Matthew lined them up and took a picture.

Like a Monday morning quarterback, he could see all the mistakes he made. He ended up buying bedding for the pigs that cost enough to make the pigs unprofitable for the whole season. He’s been caring for 100 pig litters a year for forty years. He never expected to make such a big mistake. He questioned everything: his IQ, his morals, his financial competence, he work ethic.

When things go bad for any business, it’s so easy to feel like a failure. But to have animals dying makes it all seem even worse. He told me he wanted to sell his farm.

I understand that feeling. It’s the feeling of wanting to give up when things go bad in your business. There are lots of ways to get past that moment. Each entrepreneur finds one that works for them.
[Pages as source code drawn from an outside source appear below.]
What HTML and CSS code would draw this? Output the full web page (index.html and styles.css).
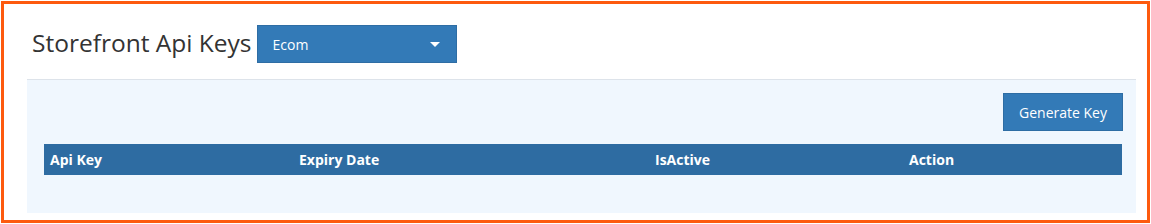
FILE: index.html
```html
<!DOCTYPE html>
<html>
<head>
<meta charset="utf-8">
<link rel="stylesheet" href="styles.css">
</head>
<body>
<div class="frame">
  <div class="header">
    <h1 class="title">Storefront Api Keys</h1>
    <div class="select">
      <span>Ecom</span>
      <span class="caret"></span>
    </div>
  </div>
  <div class="panel">
    <div class="toolbar">
      <button class="btn">Generate Key</button>
    </div>
    <div class="table">
      <div class="th c1">Api Key</div>
      <div class="th c2">Expiry Date</div>
      <div class="th c3">IsActive</div>
      <div class="th c4">Action</div>
    </div>
  </div>
</div>
</body>
</html>
```
FILE: styles.css
```css
* { box-sizing: border-box; }
body {
  margin: 0;
  padding: 1px;
  background: #fff;
  font-family: "Open Sans", "Noto Sans", sans-serif;
}
.frame {
  width: 1149px;
  height: 222px;
  border: 3px solid #fd5a0e;
  background: #fff;
  padding: 21px 11px 0 23px;
}
.header {
  display: flex;
  align-items: center;
  height: 38px;
  margin-bottom: 16px;
}
.title {
  margin: 0 5px 0 5px;
  font-size: 24.5px;
  font-weight: 400;
  color: #333;
  position: relative;
  top: -2px;
  white-space: nowrap;
}
.select {
  width: 200px;
  height: 38px;
  background: #337ab7;
  border: 1px solid #2e6da4;
  color: #fff;
  font-size: 14px;
  display: flex;
  align-items: center;
  justify-content: space-between;
  padding: 0 16px 0 15px;
}
.caret {
  width: 0;
  height: 0;
  border-left: 5px solid transparent;
  border-right: 5px solid transparent;
  border-top: 5px solid #fff;
}
.panel {
  height: 134px;
  background: #f0f7fe;
  border-top: 1px solid #dde3ea;
  padding: 13px 13px 0 17px;
}
.toolbar {
  display: flex;
  justify-content: flex-end;
  margin-bottom: 13px;
}
.btn {
  width: 120px;
  height: 38px;
  background: #337ab7;
  border: 1px solid #2e6da4;
  color: #fff;
  font-family: inherit;
  font-size: 14px;
  padding: 0;
}
.table {
  display: flex;
  width: 1078px;
  height: 31px;
  background: #2e6ca2;
}
.th {
  color: #fff;
  font-weight: 700;
  font-size: 14px;
  line-height: 31px;
  padding-left: 6px;
}
.c1 { width: 249px; }
.c2 { width: 356px; }
.c3 { width: 254px; }
.c4 { width: 219px; }
```
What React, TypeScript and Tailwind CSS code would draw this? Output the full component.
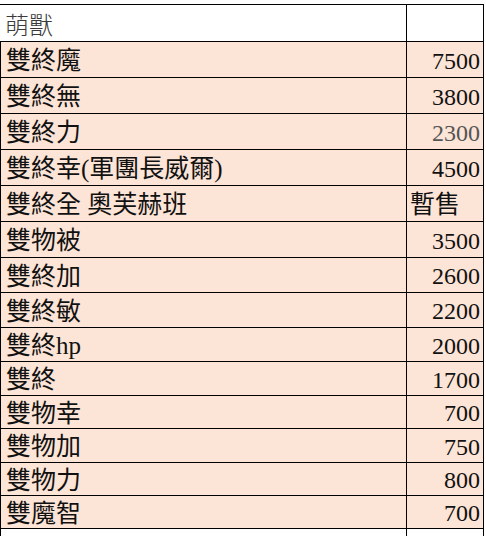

1. Focus on the big idea. 
My  favorite is to focus on the big picture rather than the problem at hand.

I told him he’s a revolutionary. He must keep going. I told him he might have to kill hundreds of pigs and lose thousands of dollars, but someone needs to do that in order to lead the pork industry to a more humane way of economically raising pigs. Someone has to be a leader, and leaders lead by failing and trying again. I told him the happiest people have the hardest jobs.

My speeches do not inspire him. Revolutionaries seldom do that sort of thing in order to get attention as a leader. They do it because it is right, and they want to do what’s right. Revolutionaries are driven by something more important than ego.

So he told me to stop talking to him about it.

2. Take action.
Matthew personality type is ISTP. So he needs to focus on taking action as a way to get past a bad mistake.

He revised his system so that the next week of freezing rain didn’t kill any pigs. They were all dry and cozy.

And he is thinking about the next season of pigs, and the next set of problems. Like, I planted 20,000 bulbs last fall and the free-range piglets have dug up about 2000.

Matthew’s question is how to treat pigs more humanely and still have a profitable business. Every time he solves one problem, he gets another one. People  talk a lot about what makes a successful entrepreneur, and the answer is that they don’t quit. Each time a huge problem arises, an entrepreneur has a choice to work on solving it, or stop trying.

3. Surround yourself with people making mistakes and surviving.
The reason entrepreneurs hang out with each other is because it’s inspiring to watch people work on problem after problem.

And of course, that is true for life, as well.

Our lives are defined by the problems we take on. Every day I look out our window and I feel so lucky to have the piglets running around. They are a wonder to watch, and they create more and more problems, and Matthew is a wonder to watch solving them.